The stock market on Thursday totally reversed Wednesday’s upward move. Does that mean investors are discounting the concept of Bank Transition that we discussed the other day? Not at all. In fact, I still have “reason for optimism” because an entity like Bank Transition is critically important to rebuilding the financial foundation of our country. If anybody wants to reread that piece, though, don’t overlook the fact that I said we will still experience serious economic pain for an extended period. That said, if we want to come out on the other side of this, sooner rather than later and in better shape, we need Bank Transition. Hopefully, readers can understand the context of my writing. I am not a day trader. I still think we will likely see the lows seen on November 20th. The mere fact that Bank Transition will likely be launched gives me reason for optimism. I hope that clarifies things. If not, please don’t be bashful.
The best performing sectors of the market on Thursday were focused on renewable energy and gold. The worst performing sectors were in recreational products and real estate services.
The longer maturities within the government bond market continued to sell off hard. The 10-year government bond is now back to near 2.9%, while the 30-year government bond is near 3.6%. Each of these rates is up approximately 1% in the last 3 weeks.
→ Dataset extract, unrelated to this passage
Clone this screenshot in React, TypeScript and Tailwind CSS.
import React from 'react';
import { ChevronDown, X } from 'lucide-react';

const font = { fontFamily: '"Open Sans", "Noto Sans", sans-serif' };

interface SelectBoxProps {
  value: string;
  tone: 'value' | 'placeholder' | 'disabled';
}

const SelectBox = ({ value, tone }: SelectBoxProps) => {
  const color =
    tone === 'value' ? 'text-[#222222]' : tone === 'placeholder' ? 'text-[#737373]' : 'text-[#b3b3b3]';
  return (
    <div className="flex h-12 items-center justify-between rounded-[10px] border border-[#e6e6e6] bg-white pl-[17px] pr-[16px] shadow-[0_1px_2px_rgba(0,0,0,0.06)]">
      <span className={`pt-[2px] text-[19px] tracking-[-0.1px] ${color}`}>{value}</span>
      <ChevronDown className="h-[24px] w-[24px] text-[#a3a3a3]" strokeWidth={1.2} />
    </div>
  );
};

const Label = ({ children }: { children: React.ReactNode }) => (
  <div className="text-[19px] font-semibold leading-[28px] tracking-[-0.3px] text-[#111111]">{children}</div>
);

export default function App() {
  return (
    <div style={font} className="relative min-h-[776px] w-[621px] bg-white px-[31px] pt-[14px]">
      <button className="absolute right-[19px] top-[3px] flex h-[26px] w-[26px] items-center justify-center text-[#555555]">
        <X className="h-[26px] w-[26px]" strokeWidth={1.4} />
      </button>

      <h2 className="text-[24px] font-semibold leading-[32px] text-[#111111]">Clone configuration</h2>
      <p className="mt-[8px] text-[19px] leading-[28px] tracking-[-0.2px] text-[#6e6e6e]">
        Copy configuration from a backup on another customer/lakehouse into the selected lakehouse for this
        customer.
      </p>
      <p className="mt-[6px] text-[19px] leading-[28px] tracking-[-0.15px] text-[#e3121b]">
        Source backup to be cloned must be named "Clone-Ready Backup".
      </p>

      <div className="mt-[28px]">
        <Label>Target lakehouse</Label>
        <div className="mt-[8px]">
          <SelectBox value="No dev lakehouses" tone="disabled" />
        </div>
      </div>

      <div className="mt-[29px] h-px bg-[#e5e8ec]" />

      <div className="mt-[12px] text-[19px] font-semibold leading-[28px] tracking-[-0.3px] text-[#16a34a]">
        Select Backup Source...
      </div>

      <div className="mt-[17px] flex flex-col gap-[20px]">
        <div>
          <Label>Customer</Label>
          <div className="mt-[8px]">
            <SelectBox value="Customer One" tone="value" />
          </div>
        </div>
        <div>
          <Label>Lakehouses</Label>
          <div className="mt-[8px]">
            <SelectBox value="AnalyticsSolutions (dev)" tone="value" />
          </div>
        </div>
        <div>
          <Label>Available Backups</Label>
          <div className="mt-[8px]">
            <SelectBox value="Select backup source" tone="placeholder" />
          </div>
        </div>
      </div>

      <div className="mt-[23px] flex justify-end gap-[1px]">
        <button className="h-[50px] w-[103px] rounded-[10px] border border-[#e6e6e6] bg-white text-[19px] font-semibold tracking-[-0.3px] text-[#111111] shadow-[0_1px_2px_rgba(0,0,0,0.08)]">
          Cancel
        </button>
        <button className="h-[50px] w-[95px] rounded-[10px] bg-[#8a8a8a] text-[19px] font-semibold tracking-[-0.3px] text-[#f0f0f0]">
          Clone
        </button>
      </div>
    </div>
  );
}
Why?? Massive deficit spending and the resulting enormous government demand for money, both here and around the world. This demand will likely drive these rates even higher and “crowd out” private borrowers thus keeping corporate, consumer, and municipal rates at elevated levels, as well.
A loyal reader shared a piece with us yesterday on the consternation within the Chinese investment community over the financial issues within our country and the resulting underperformance of Chinese investments in our markets. This consternation caused the Chinese to sell a fair amount of assets and move into lower yielding Treasury securities. The Chinese economic minister speaking at the World Economic Forum in Davos, Switzerland was not overly enthused about our new Treasury Secretary taking them to task about the value of the Chinese yuan. This “dilemma” continues to evolve. We’ll be watching and we thank our reader for sharing that article.
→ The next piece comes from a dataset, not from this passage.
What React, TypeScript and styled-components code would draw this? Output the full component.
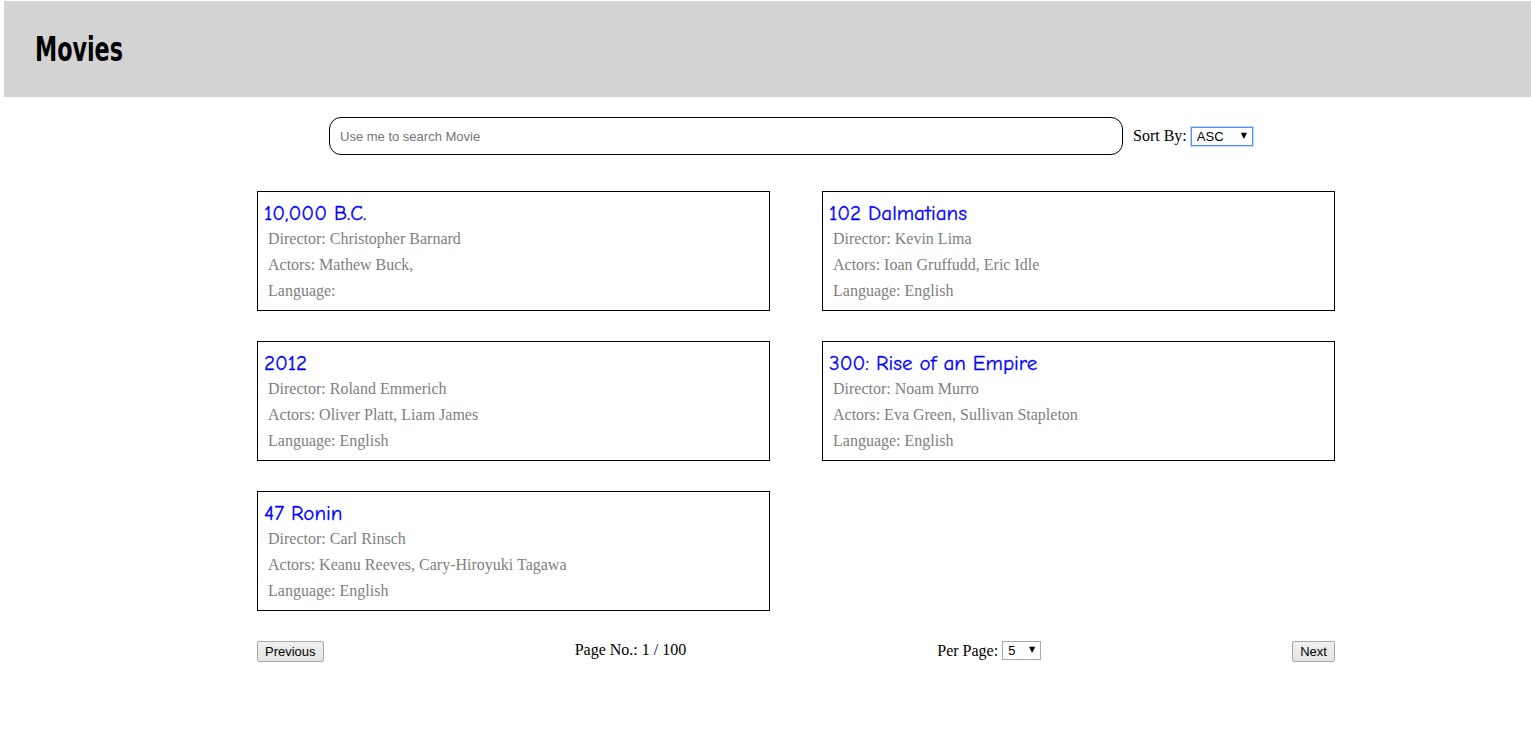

Mr. Soros commented that the Euro may not survive without a global plan for dealing with toxic debt. This is the same financier who has made massive bets across a wide array of markets over the course of his career and then proceeded to talk his position. Not that many financiers do not do the exact same thing, but prior to any news source asking him his opinion, they should ask him his “financial position” so that his opinion can be taken with the pound of salt it deserves.
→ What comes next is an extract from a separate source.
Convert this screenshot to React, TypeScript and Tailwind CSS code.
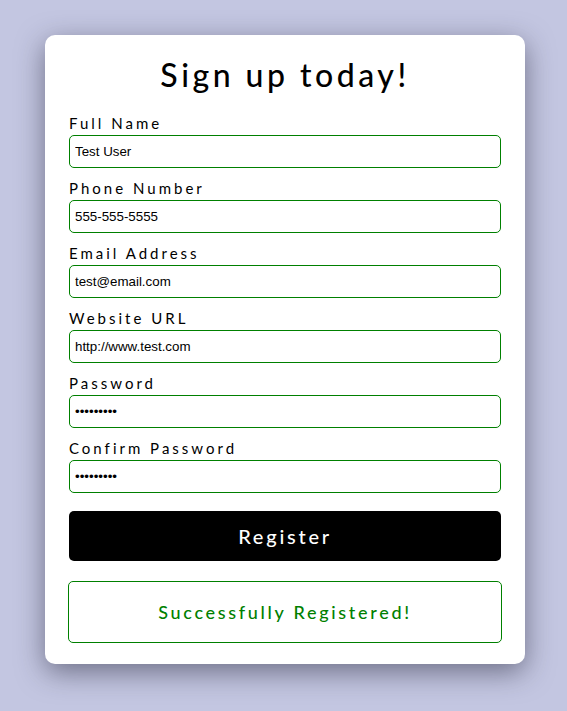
import React from 'react';

const FIELDS = [
  { label: 'Full Name', value: 'Test User', type: 'text' },
  { label: 'Phone Number', value: '555-555-5555', type: 'text' },
  { label: 'Email Address', value: 'test@email.com', type: 'text' },
  { label: 'Website URL', value: 'http://www.test.com', type: 'text' },
  { label: 'Password', value: 'password1', type: 'password' },
  { label: 'Confirm Password', value: 'password1', type: 'password' },
];

export default function App() {
  return (
    <main className="min-h-[711px] bg-[#c3c6e1] pt-[35px] font-['Lato',sans-serif]">
      <div className="ml-[45px] w-[480px] rounded-[10px] bg-white px-6 pt-[20px] pb-[21px] shadow-[0_8px_28px_rgba(40,40,60,0.55)]">
        <h1 className="mb-[18px] text-center text-[32px] font-medium leading-[40px] tracking-[3.5px] text-black">
          Sign up today!
        </h1>

        <form className="flex flex-col gap-[10px]" onSubmit={(e) => e.preventDefault()}>
          {FIELDS.map((f) => (
            <label key={f.label} className="flex flex-col">
              <span className="mb-[2px] text-[15px] leading-[20px] tracking-[3px] text-black">{f.label}</span>
              <input
                readOnly
                type={f.type}
                value={f.value}
                className="h-[33px] w-full rounded-[5px] border border-[#008000] px-[5px] font-['Liberation_Sans',sans-serif] text-[13.33px] text-black outline-none"
              />
            </label>
          ))}

          <button
            type="submit"
            className="mt-[8px] h-[50px] w-full rounded-[5px] bg-black text-[20px] font-medium tracking-[2.75px] text-white"
          >
            Register
          </button>
        </form>

        <div className="mx-[-1px] mt-[20px] flex h-[62px] items-center justify-center rounded-[5px] border border-[#008000] text-[18px] font-medium tracking-[2.7px] text-[#008000]">
          Successfully Registered!
        </div>
      </div>
    </main>
  );
}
President Obama called Wall Street bonuses recently paid out “shameful.” Congressman Christopher Dodd indicated that he is looking for every legal means to reclaim bankers’ bonuses. I will grant you that the manner in which certain firms and certain executives have handled bonus payments is shameful. However, for both President Obama and Congressman Dodd to issue blanket statements like that is the height of pandering.
Let me remind both of them that certain firms did not want government money but were compelled to take it. Let me also remind them that they were the two single greatest recipients of money from Freddie and Fannie. Yes, the same Freddie and Fannie that have come back for more and more money as their mortgage portfolios sink deeper into oblivion because their colleague Barney Frank wanted to “roll the dice.” Let me also remind Mr. Dodd that he STILL owes the American public an answer about the VIP mortgage he received from Countrywide under the “friends of Angelo” program. Please keep the pandering to a minimum and be honest with the American public on those issues. In doing so, perhaps some greater credibility may be gained.
As President Obama said in his inaugural speech, those who handle the public’s money “will be held to account.”